General Strategy for Solving Locus Problems

To wrap things up, let's outline a general strategy for tackling these types of locus problems:

1. Express the Position Vector: Write the position vector (OM or MO) in terms of the coordinates of point M (x, y) and the unit vectors ${\vec{i}}$ and ${\vec{j}}$.
2. Set up Parametric Equations: Equate the components of the given vector equation with the components of the position vector you expressed in step 1. This will give you a set of equations where x and y are expressed in terms of the parameter (e.g., m).
3. Eliminate the Parameter: Solve one of the parametric equations for the parameter, and substitute that expression into the other equation. This will eliminate the parameter and give you a single equation relating x and y.
4. Identify the Locus: The equation you obtained in step 3 represents the locus of points M. Recognize the type of curve or shape described by the equation (e.g., line, circle, parabola).
5. Consider Special Cases: Sometimes, there might be special cases to consider, such as restrictions on the parameter or specific values that lead to degenerate cases (e.g., a line collapsing to a point).

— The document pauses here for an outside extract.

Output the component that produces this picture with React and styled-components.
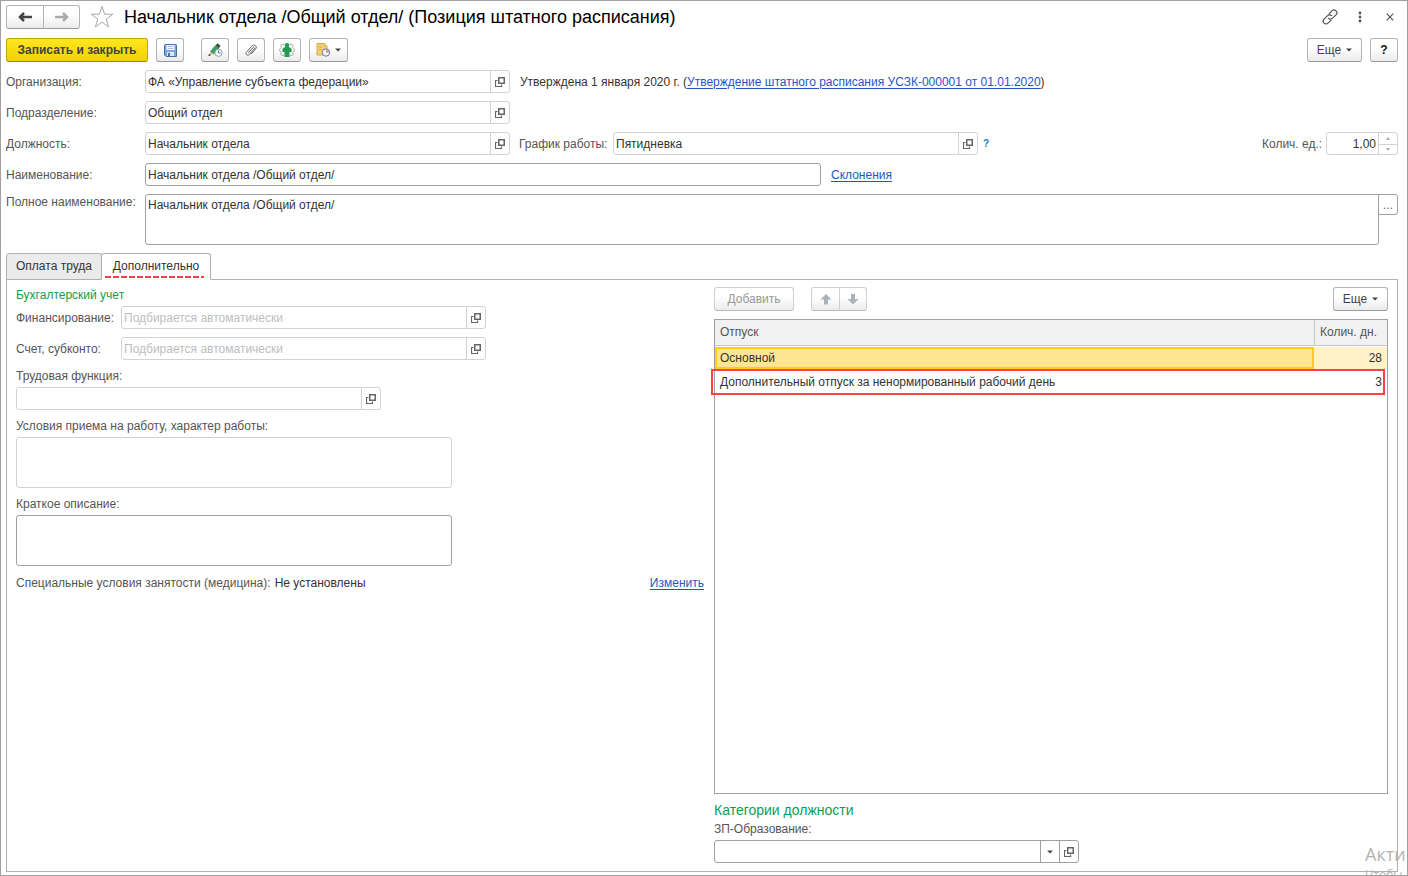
import React, { useId, useState } from 'react';
import styled, { createGlobalStyle, css } from 'styled-components';

const colors = {
  text: '#333',
  label: '#555',
  link: '#1f55c4',
  green: '#0f9d4f',
  red: '#fb4141',
  frame: '#a0a0a0',
  border: '#a0a0a0',
  softBorder: '#d2d2d2',
  placeholder: '#bdbdbd',
};

const GlobalStyle = createGlobalStyle`
  * {
    box-sizing: border-box;
  }

  body {
    margin: 0;
    background: #fff;
    color: ${colors.text};
    font: 12px/16px 'Liberation Sans', Arial, sans-serif;
  }

  button, input, textarea, select {
    margin: 0;
    color: inherit;
    font: inherit;
  }

  svg {
    display: block;
    flex: none;
  }
`;

const Window = styled.main`
  position: relative;
  display: flex;
  flex-direction: column;
  gap: 8px;
  min-height: 100vh;
  padding: 3px 9px 3px 5px;
  border: 1px solid ${colors.frame};
  overflow: hidden;
`;

const TitleBar = styled.header`
  display: flex;
  align-items: center;
  height: 26px;
`;

const Title = styled.h1`
  flex: 1;
  margin: 0 0 0 10px;
  color: #000;
  font-size: 18px;
  font-weight: normal;
  line-height: 24px;
  white-space: nowrap;
`;

const WindowButtons = styled.div`
  display: flex;
  gap: 6px;
  margin-right: -4px;
`;

const IconButton = styled.button`
  display: flex;
  align-items: center;
  justify-content: center;
  width: 24px;
  height: 24px;
  padding: 0;
  border: 0;
  background: none;
`;

const StarButton = styled(IconButton)`
  margin-left: 10px;
`;

const Toolbar = styled.div`
  display: flex;
  align-items: center;
  gap: 8px;
`;

const Spacer = styled.div`
  flex: 1;
`;

const Button = styled.button`
  display: flex;
  align-items: center;
  justify-content: center;
  gap: ${({ $gap }) => $gap || 4}px;
  min-width: ${({ $width }) => $width || 28}px;
  height: 24px;
  padding: 0;
  border: 1px solid #b4b4b4;
  border-bottom-color: #999;
  border-radius: 3px;
  background: linear-gradient(#fff 40%, #ebebeb);
  color: #444;
  white-space: nowrap;

  &:disabled {
    border-color: #d0d0d0;
    border-bottom-color: #bbb;
    color: #999;
  }
`;

const PrimaryButton = styled(Button)`
  border-color: #c1a500;
  border-bottom-color: #9d8700;
  background: linear-gradient(#ffe61e, #f3d200);
  color: #444;
  font-weight: bold;
`;

const HelpButton = styled(Button)`
  color: #111;
  font-weight: bold;
`;

const ButtonGroup = styled.div`
  display: flex;
  margin-left: ${({ $offset }) => $offset || 0}px;

  > button:first-child {
    border-top-right-radius: 0;
    border-bottom-right-radius: 0;
  }

  > button:last-child {
    margin-left: -1px;
    border-top-left-radius: 0;
    border-bottom-left-radius: 0;
  }
`;

const ToolGroup = styled(Toolbar)`
  margin-left: 9px;
`;

const Row = styled.div`
  display: flex;
  align-items: ${({ $top }) => ($top ? 'flex-start' : 'center')};
  min-height: 18px;
`;

const Label = styled.label`
  flex: none;
  width: ${({ $width }) => ($width ? `${$width}px` : 'auto')};
  color: ${colors.label};
  white-space: nowrap;
`;

const Text = styled.span`
  margin-left: ${({ $gap }) => $gap || 0}px;
  white-space: nowrap;
`;

const Link = styled.a`
  color: ${colors.link};
  text-decoration: underline;
  text-underline-offset: 2px;
`;

const Hint = styled.button`
  margin-left: 5px;
  padding: 0;
  border: 0;
  background: none;
  color: #1683c8;
  font-size: 10px;
  font-weight: bold;
`;

const FieldBox = styled.div`
  display: flex;
  flex: 0 1 ${({ $width }) => $width}px;
  height: 23px;
  min-width: 0;
  max-width: ${({ $width }) => $width}px;
  border: 1px solid
    ${({ $strong }) => ($strong ? colors.border : colors.softBorder)};
  border-radius: 3px;
  background: #fff;

  && > * + * {
    border-left: 1px solid
      ${({ $strong }) => ($strong ? colors.border : colors.softBorder)};
  }
`;

const Input = styled.input`
  flex: 1;
  width: 0;
  min-width: 0;
  padding: 0 2px;
  border: 0;
  outline: 0;
  background: none;
  text-align: ${({ $right }) => ($right ? 'right' : 'left')};

  &::placeholder {
    color: ${colors.placeholder};
    opacity: 1;
  }
`;

const FieldButton = styled.button`
  display: flex;
  flex: none;
  align-items: center;
  justify-content: center;
  width: 19px;
  padding: 0;
  border: 0;
  background: none;
`;

const Spin = styled.div`
  display: grid;
  grid-template-rows: 1fr 1fr;
  width: 19px;

  button {
    display: flex;
    align-items: center;
    justify-content: center;
    padding: 0;
    border: 0;
    background: none;
  }

  button + button {
    border-top: 1px solid ${colors.softBorder};
  }
`;

const areaStyle = css`
  display: block;
  height: 51px;
  padding: 2px;
  border: 1px solid
    ${({ $strong }) => ($strong ? colors.border : colors.softBorder)};
  border-radius: 3px;
  outline: 0;
  background: #fff;
  resize: none;
`;

const TextArea = styled.textarea`
  ${areaStyle}
  width: 436px;
  max-width: 100%;
`;

const WideTextArea = styled.textarea`
  ${areaStyle}
  flex: 1;
  border-top-right-radius: 0;
`;

const MoreButton = styled.button`
  width: 20px;
  height: 21px;
  margin-left: -1px;
  padding: 0;
  border: 1px solid ${colors.border};
  border-radius: 0 3px 3px 0;
  background: #fff;
  color: #666;
`;

const Tabs = styled.section`
  display: flex;
  flex: 1;
  flex-direction: column;
`;

const TabList = styled.div`
  display: flex;
  z-index: 1;
  margin-bottom: -1px;
`;

const Tab = styled.button`
  position: relative;
  min-width: ${({ $width }) => $width}px;
  height: 27px;
  padding: 0 8px 2px;
  border: 1px solid #b0b0b0;
  border-radius: 3px 3px 0 0;
  background: #ebebeb;

  & + & {
    margin-left: -1px;
  }

  &[aria-selected='true'] {
    border-bottom-color: #fff;
    background: #fff;
  }
`;

const TabMark = styled.span`
  position: absolute;
  right: 6px;
  bottom: 1px;
  left: 3px;
  height: 2px;
  background: repeating-linear-gradient(
    90deg,
    ${colors.red} 0 6px,
    transparent 6px 8px
  );
`;

const Panel = styled.div`
  display: grid;
  flex: 1;
  grid-template-columns: minmax(0, 344fr) minmax(0, 337fr);
  gap: 10px;
  padding: 7px 9px 8px;
  border: 1px solid #b0b0b0;
`;

const Column = styled.div`
  display: flex;
  flex-direction: column;
  gap: 8px;
`;

const Group = styled.div`
  display: flex;
  flex-direction: column;
  gap: 3px;

  > ${FieldBox} {
    flex: none;
  }
`;

const Heading = styled.h2`
  margin: 0;
  color: ${colors.green};
  font-size: ${({ $large }) => ($large ? 14 : 12)}px;
  font-weight: normal;
  line-height: 16px;
`;

const TableBox = styled.div`
  flex: 1;
  min-height: 120px;
  border: 1px solid ${colors.border};
`;

const Table = styled.table`
  width: 100%;
  border-collapse: separate;
  border-spacing: 0;
  table-layout: fixed;

  th,
  td {
    height: 24px;
    padding: 0 5px;
    text-align: left;
    white-space: nowrap;
  }

  th {
    height: 26px;
    padding-bottom: 2px;
    border-bottom: 1px solid #c8c8c8;
    background: #f1f1f1;
    color: ${colors.label};
    font-weight: normal;
  }

  th:last-child {
    width: 73px;
    border-left: 1px solid #c8c8c8;
  }

  td:last-child {
    text-align: right;
  }
`;

const TableRow = styled.tr`
  position: relative;

  ${({ $selected }) =>
    $selected &&
    css`
      td {
        background: #fff2c8;
        background-clip: padding-box;
        border-top: 1px solid #fff;
        border-bottom: 1px solid #fff;
      }

      td:first-child {
        background: #ffe591;
        box-shadow: inset 0 0 0 2px #fecb20;
      }
    `}
`;

const RowMark = styled.span`
  position: absolute;
  top: -1px;
  right: 2px;
  bottom: -1px;
  left: -4px;
  border: 2px solid ${colors.red};
  pointer-events: none;
`;

const SelectBox = styled.div`
  position: relative;
  display: flex;
  flex: 1;
`;

const Select = styled.select`
  flex: 1;
  padding: 0 22px 0 2px;
  border: 0;
  outline: 0;
  appearance: none;
  background: none;
`;

const SelectArrow = styled.span`
  position: absolute;
  top: 0;
  right: 0;
  bottom: 0;
  display: flex;
  align-items: center;
  justify-content: center;
  width: 19px;
  border-left: 1px solid ${colors.border};
  pointer-events: none;
`;

const Watermark = styled.div`
  position: absolute;
  top: 842px;
  right: 0;
  width: 42px;
  height: 32px;
  overflow: hidden;
  color: #b4b4b4;
  font-family: 'Open Sans', 'Noto Sans', sans-serif;
  font-size: 18px;
  line-height: 22px;
  white-space: nowrap;
  pointer-events: none;

  small {
    display: block;
    font-size: 12px;
    line-height: 20px;
  }
`;

const OpenIcon = () => (
  <svg width="10" height="10" viewBox="0 0 10 10" fill="none" stroke="#666">
    <path d="M3.75.75h5.5v5.5h-5.5z" strokeWidth="1.5" />
    <path d="M2.500 3.500h-2v6h6v-2" strokeWidth="1.200" />
  </svg>
);

const ArrowIcon = ({ color, right }) => (
  <svg width="14" height="12" viewBox="0 0 14 12" fill="none" stroke={color}>
    <path
      d={right ? 'M0 6h12M8 2l4 4-4 4' : 'M14 6H2M6 2L2 6l4 4'}
      strokeWidth="2.500"
    />
  </svg>
);

const StarIcon = () => (
  <svg width="24" height="24" viewBox="0 0 24 24" fill="none" stroke="#a8a8a8">
    <path d="M12 1.500l2.600 7.700h8.200l-6.600 4.900 2.500 7.900L12 17.200 5.300 22l2.500-7.900L1.200 9.200h8.200z" />
  </svg>
);

const CaretIcon = () => (
  <svg width="6" height="4" viewBox="0 0 6 4" fill="#444">
    <path d="M0 .5h6L3 3.500z" />
  </svg>
);

const SpinIcon = ({ down }) => (
  <svg width="4" height="3" viewBox="0 0 4 3" fill="#aaa">
    <path d={down ? 'M0 0h4L2 3z' : 'M0 3h4L2 0z'} />
  </svg>
);

const LinkIcon = () => (
  <svg
    width="16"
    height="16"
    viewBox="0 0 24 24"
    fill="none"
    stroke="#555"
    strokeWidth="1.800"
    strokeLinecap="round"
  >
    <path d="M9.500 14a4.500 4.500 0 0 0 6.500-.2l5-5a4.200 4.200 0 0 0-6-6l-4.500 4.500" />
    <path d="M14.500 10a4.500 4.500 0 0 0-6.500.2l-5 5a4.200 4.200 0 0 0 6 6l4.500-4.500" />
  </svg>
);

const DotsIcon = () => (
  <svg width="4" height="12" viewBox="0 0 4 12" fill="#555">
    <circle cx="2" cy="2" r="1.400" />
    <circle cx="2" cy="6" r="1.400" />
    <circle cx="2" cy="10" r="1.400" />
  </svg>
);

const CloseIcon = () => (
  <svg width="8" height="8" viewBox="0 0 8 8" stroke="#555" strokeWidth="1.200">
    <path d="M.7.7l6.600 6.600M7.300.7L.7 7.300" />
  </svg>
);

const SaveIcon = () => (
  <svg width="13" height="13" viewBox="0 0 13 13">
    <path
      d="M.5 1.500a1 1 0 0 1 1-1h10a1 1 0 0 1 1 1v11H2l-1.500-1.500z"
      fill="#79a7db"
      stroke="#44719f"
    />
    <path d="M2.500 1h8v5h-8z" fill="#fff" />
    <path d="M3.500 2.500h6M3.500 4.500h6" stroke="#a9bfd6" />
    <path d="M3 8h7v4H3z" fill="#dfe8f1" />
    <path d="M4 9h2v3H4z" fill="#44719f" />
  </svg>
);

const PencilIcon = () => (
  <svg width="15" height="14" viewBox="0 0 15 14">
    <path d="M7.500 2.500L9.500.3l3 2.500-1.800 2.400z" fill="#3f4b45" />
    <path d="M7.300 2.700l3.500 2.700L5.500 11 2.500 8.500z" fill="#35a05a" stroke="#26814a" strokeWidth=".6" />
    <path d="M2.300 8.500L5.300 11l-4.600 2z" fill="#e2bd8c" />
    <path d="M1.200 10.800L2.800 12.200.3 13.200z" fill="#333" />
    <circle cx="10.500" cy="9.800" r="3.600" fill="#f4f8fb" stroke="#8ba3b6" />
    <path d="M10.500 7.500V10h2" fill="none" stroke="#5b7488" />
  </svg>
);

const ClipIcon = () => (
  <svg
    width="12"
    height="13"
    viewBox="0 0 12 13"
    fill="none"
    stroke="#666"
    strokeLinecap="round"
  >
    <path d="M3.500 8.500l4.300-4.700c.9-1 2.300.2 1.400 1.200l-5 5.600c-1.700 1.800-4.400-.4-2.800-2.300l5.700-6.400C9.300-.4 12.800 2.300 10.600 5L6.300 9.900" />
  </svg>
);

const MedicineIcon = () => (
  <svg width="16" height="14" viewBox="0 0 16 14" fill="none">
    <path
      d="M5 1.500C2 1 1 3 2.500 4.500 0 6 0 8 2.500 9.500 1 11.500 2.500 13 5 12.500M11 1.500c3-.5 4 1.500 2.500 3C16 6 16 8 13.500 9.500c1.500 2 0 3.500-2.500 3"
      stroke="#94a79a"
    />
    <circle cx="8" cy="2.300" r="2.300" fill="#239b50" />
    <path d="M6 4h4l2.500 1.500V9H10.500v5h-5V9h-2V5.500z" fill="#239b50" />
  </svg>
);

const ReportIcon = () => (
  <svg width="15" height="14" viewBox="0 0 15 14">
    <path d="M1 .5h7.500L11 3v9H1z" fill="#f2cf72" stroke="#d3aa50" />
    <path d="M8 .5V3h3" fill="#fff3cd" stroke="#d3aa50" />
    <path d="M3 4h3M3 6.500h3" stroke="#d5aa4d" />
    <circle cx="10" cy="9.500" r="3.700" fill="#f2f5fc" stroke="#6478ae" />
    <path d="M10 9.500V6.300a3.200 3.200 0 0 1 3.200 3.200z" fill="#e68a84" />
  </svg>
);

const MoveIcon = ({ down }) => (
  <svg width="12" height="11" viewBox="0 0 12 11" fill="#a9b4ba">
    <path
      d={
        down
          ? 'M4 0h4v5h3.500L6 10.500.5 5H4z'
          : 'M4 10.500h4v-5h3.500L6 0 .5 5.500H4z'
      }
    />
  </svg>
);

const Field = ({ label, labelWidth, width, strong, open, ...rest }) => {
  const id = useId();

  return (
    <>
      <Label htmlFor={id} $width={labelWidth}>
        {label}
      </Label>
      <FieldBox $width={width} $strong={strong}>
        <Input id={id} {...rest} />
        {open && (
          <FieldButton type="button" aria-label="Открыть">
            <OpenIcon />
          </FieldButton>
        )}
      </FieldBox>
    </>
  );
};

const AreaField = ({ label, strong }) => {
  const id = useId();

  return (
    <Group>
      <Label htmlFor={id}>{label}</Label>
      <TextArea id={id} $strong={strong} />
    </Group>
  );
};

const MoreMenu = () => (
  <Button type="button" $width={55} $gap={5}>
    Еще
    <CaretIcon />
  </Button>
);

const vacations = [
  { name: 'Основной', days: 28 },
  {
    name: 'Дополнительный отпуск за ненормированный рабочий день',
    days: 3,
    marked: true,
  },
];

const VacationTable = () => {
  const [selected, setSelected] = useState(0);

  return (
    <TableBox>
      <Table>
        <thead>
          <tr>
            <th scope="col">Отпуск</th>
            <th scope="col">Колич. дн.</th>
          </tr>
        </thead>
        <tbody>
          {vacations.map(({ name, days, marked }, index) => (
            <TableRow
              key={name}
              $selected={index === selected}
              onClick={() => setSelected(index)}
            >
              <td>{name}</td>
              <td>
                {days}
                {marked && <RowMark />}
              </td>
            </TableRow>
          ))}
        </tbody>
      </Table>
    </TableBox>
  );
};

const Accounting = () => (
  <Column>
    <Group>
      <Heading>Бухгалтерский учет</Heading>
      <Row>
        <Field
          label="Финансирование:"
          labelWidth={105}
          width={365}
          placeholder="Подбирается автоматически"
          open
        />
      </Row>
    </Group>
    <Row>
      <Field
        label="Счет, субконто:"
        labelWidth={105}
        width={365}
        placeholder="Подбирается автоматически"
        open
      />
    </Row>
    <Group>
      <Field label="Трудовая функция:" width={365} open />
    </Group>
    <AreaField label="Условия приема на работу, характер работы:" />
    <AreaField label="Краткое описание:" strong />
    <Row>
      <Label as="span">Специальные условия занятости (медицина):</Label>
      <Text $gap={4}>Не установлены</Text>
      <Spacer />
      <Link href="#edit">Изменить</Link>
    </Row>
  </Column>
);

const Vacations = () => (
  <Column>
    <Toolbar>
      <Button type="button" $width={80} disabled>
        Добавить
      </Button>
      <ButtonGroup $offset={9}>
        <Button type="button" $width={29} aria-label="Вверх" disabled>
          <MoveIcon />
        </Button>
        <Button type="button" $width={28} aria-label="Вниз" disabled>
          <MoveIcon down />
        </Button>
      </ButtonGroup>
      <Spacer />
      <MoreMenu />
    </Toolbar>
    <VacationTable />
    <Group>
      <Heading $large>Категории должности</Heading>
      <Label htmlFor="education">ЗП-Образование:</Label>
      <FieldBox $width={365} $strong>
        <SelectBox>
          <Select id="education" defaultValue="">
            <option value="" />
          </Select>
          <SelectArrow>
            <CaretIcon />
          </SelectArrow>
        </SelectBox>
        <FieldButton type="button" aria-label="Открыть">
          <OpenIcon />
        </FieldButton>
      </FieldBox>
    </Group>
  </Column>
);

const App = () => (
  <>
    <GlobalStyle />
    <Window>
      <TitleBar>
        <ButtonGroup>
          <Button type="button" $width={38} aria-label="Назад">
            <ArrowIcon color="#444" />
          </Button>
          <Button type="button" $width={37} aria-label="Вперед">
            <ArrowIcon color="#aaa" right />
          </Button>
        </ButtonGroup>
        <StarButton type="button" aria-label="В избранное">
          <StarIcon />
        </StarButton>
        <Title>Начальник отдела /Общий отдел/ (Позиция штатного расписания)</Title>
        <WindowButtons>
          <IconButton type="button" aria-label="Получить ссылку">
            <LinkIcon />
          </IconButton>
          <IconButton type="button" aria-label="Меню">
            <DotsIcon />
          </IconButton>
          <IconButton type="button" aria-label="Закрыть">
            <CloseIcon />
          </IconButton>
        </WindowButtons>
      </TitleBar>

      <Toolbar>
        <PrimaryButton type="button" $width={142}>
          Записать и закрыть
        </PrimaryButton>
        <Button type="button" aria-label="Записать">
          <SaveIcon />
        </Button>
        <ToolGroup>
          <Button type="button" aria-label="Изменить">
            <PencilIcon />
          </Button>
          <Button type="button" aria-label="Файлы">
            <ClipIcon />
          </Button>
          <Button type="button" aria-label="Медицина">
            <MedicineIcon />
          </Button>
          <Button type="button" $width={39} aria-label="Отчеты">
            <ReportIcon />
            <CaretIcon />
          </Button>
        </ToolGroup>
        <Spacer />
        <MoreMenu />
        <HelpButton type="button">?</HelpButton>
      </Toolbar>

      <Row>
        <Field
          label="Организация:"
          labelWidth={139}
          width={365}
          defaultValue="ФА «Управление субъекта федерации»"
          open
        />
        <Text $gap={10}>
          Утверждена 1 января 2020 г. (
          <Link href="#approval">
            Утверждение штатного расписания УСЗК-000001 от 01.01.2020
          </Link>
          )
        </Text>
      </Row>
      <Row>
        <Field
          label="Подразделение:"
          labelWidth={139}
          width={365}
          defaultValue="Общий отдел"
          open
        />
      </Row>
      <Row>
        <Field
          label="Должность:"
          labelWidth={139}
          width={365}
          defaultValue="Начальник отдела"
          open
        />
        <Text $gap={9} />
        <Field
          label="График работы:"
          labelWidth={94}
          width={365}
          defaultValue="Пятидневка"
          open
        />
        <Hint type="button">?</Hint>
        <Spacer />
        <Label htmlFor="amount" $width={64}>
          Колич. ед.:
        </Label>
        <FieldBox $width={72}>
          <Input id="amount" inputMode="decimal" defaultValue="1,00" $right />
          <Spin>
            <button type="button" aria-label="Больше">
              <SpinIcon />
            </button>
            <button type="button" aria-label="Меньше">
              <SpinIcon down />
            </button>
          </Spin>
        </FieldBox>
      </Row>
      <Row>
        <Field
          label="Наименование:"
          labelWidth={139}
          width={676}
          defaultValue="Начальник отдела /Общий отдел/"
          strong
        />
        <Text $gap={10}>
          <Link href="#declension">Склонения</Link>
        </Text>
      </Row>
      <Row $top>
        <Label htmlFor="full-name" $width={139}>
          Полное наименование:
        </Label>
        <WideTextArea
          id="full-name"
          defaultValue="Начальник отдела /Общий отдел/"
          $strong
        />
        <MoreButton type="button" aria-label="Редактировать">
          ...
        </MoreButton>
      </Row>

      <Tabs>
        <TabList role="tablist">
          <Tab type="button" role="tab" aria-selected="false" $width={96}>
            Оплата труда
          </Tab>
          <Tab type="button" role="tab" aria-selected="true" $width={110}>
            Дополнительно
            <TabMark />
          </Tab>
        </TabList>
        <Panel role="tabpanel">
          <Accounting />
          <Vacations />
        </Panel>
      </Tabs>

      <Watermark aria-hidden="true">
        Акти
        <small>Чтобы</small>
      </Watermark>
    </Window>
  </>
);

export default App;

By following these steps, you'll be well-equipped to tackle a wide range of locus problems involving vector relations. Remember, practice makes perfect, so don't hesitate to work through plenty of examples to solidify your understanding.

Conclusion

So, guys, we've successfully navigated through the problem of determining the locus of points M based on vector relations. We've seen how to express position vectors, set up parametric equations, eliminate parameters, and identify the resulting geometric shapes. These techniques are fundamental in connecting vector algebra and geometry, and they'll serve you well in your mathematical journey. Keep exploring, keep practicing, and you'll master these concepts in no time! Until next time, happy problem-solving! Remember, the key is understanding how algebraic equations define geometric shapes and manipulating them to find solutions. This skill is not only useful in math class, but also in many real-world applications, from computer graphics to physics simulations.